Akasa Air, a relatively new entrant in India’s aviation sector, faces significant hurdles and unique opportunities as it seeks to establish itself as a key player in a highly competitive market dominated by IndiGo and Air India. The airline’s journey so far has been marked by ambitious goals, operational challenges, and strategic moves aimed at creating a sustainable presence.
Akasa’s Inception and Growth
Founded by Vinay Dube, alongside former IndiGo CEO Aditya Ghosh and investor Rakesh Jhunjhunwala, Akasa Air commenced its operations in August 2022. The airline’s fleet comprises Boeing 737 Max aircraft, a choice influenced by favorable pricing and availability during a period of low demand for new planes. The airline has placed an order for 226 of these planes, signaling its long-term commitment to growth.

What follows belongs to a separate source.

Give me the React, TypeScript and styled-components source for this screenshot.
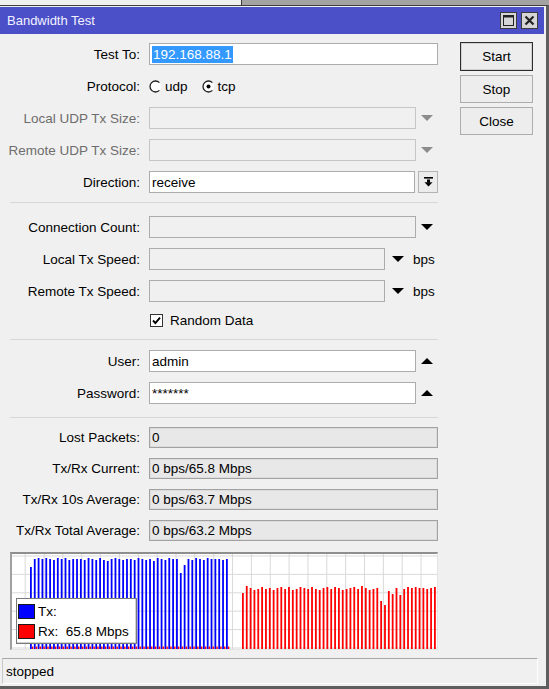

Despite its recent entry, Akasa has managed to carve out a 4.5% share of the domestic market, competing against IndiGo, which holds 62.4%, and Air India, with 29.4%. This early traction is an encouraging sign, even as the airline grapples with a market environment increasingly seen as a duopoly.
Challenges in Fleet Choice and Operational Risks
One of Akasa’s key operational risks stems from its exclusive reliance on the Boeing 737 Max. This aircraft model has been plagued with safety concerns, including software malfunctions and component failures, leading to global groundings in the past. The Indian aviation regulator, DGCA, recently issued advisories regarding potential issues with the aircraft’s rudder-control system. Any widespread grounding of these planes could severely impact Akasa’s operations and expansion plans.
Additionally, delays in the production of the 737 Max, with Boeing falling short of its monthly production targets, threaten to disrupt Akasa’s fleet expansion. The airline’s reliance on a single aircraft type increases its vulnerability to such challenges.
Strategic Approach to Finances and Expansion
To fund its growth, Akasa is employing the sale-and-leaseback (SLB) model, a strategy that has been instrumental in IndiGo’s success. Under this model, aircraft are purchased in bulk to secure discounts, sold to lessors, and leased back for operations. While this approach provides immediate liquidity, it is not without risks. Experts caution that the financial landscape in 2024 is vastly different from when IndiGo launched in 2006. The costs of operating in today’s duopoly-driven market are significantly higher, making profitability harder to achieve.
Vinay Dube remains optimistic, projecting profitability within three years. He believes disciplined expansion, cost management, and efficient utilization of existing resources will help the airline achieve its financial goals.
A Competitive Landscape
The Indian aviation market has seen many airlines falter over the years due to fierce competition and high operational costs. Akasa faces the daunting task of competing against IndiGo, known for its cost-efficiency and market dominance, and Air India, which has significant backing under the Tata Group.
However, analysts emphasize the importance of a strong third player in the market to ensure healthy competition and fair pricing for consumers. Akasa’s ability to thrive as an alternative to the duopoly will depend on its operational resilience, financial discipline, and ability to navigate challenges associated with its fleet choice.
Looking Ahead
While Akasa Air has ambitious plans and a leadership team with deep industry experience, the path to success in India’s aviation sector is far from straightforward. The airline must address the risks associated with its fleet, maintain financial stability, and scale its operations strategically to compete effectively.
As the airline continues to expand its domestic and international footprint, its progress will be closely watched. A successful Akasa Air could not only reshape the competitive dynamics of Indian aviation but also provide consumers with greater choices and affordability in air travel.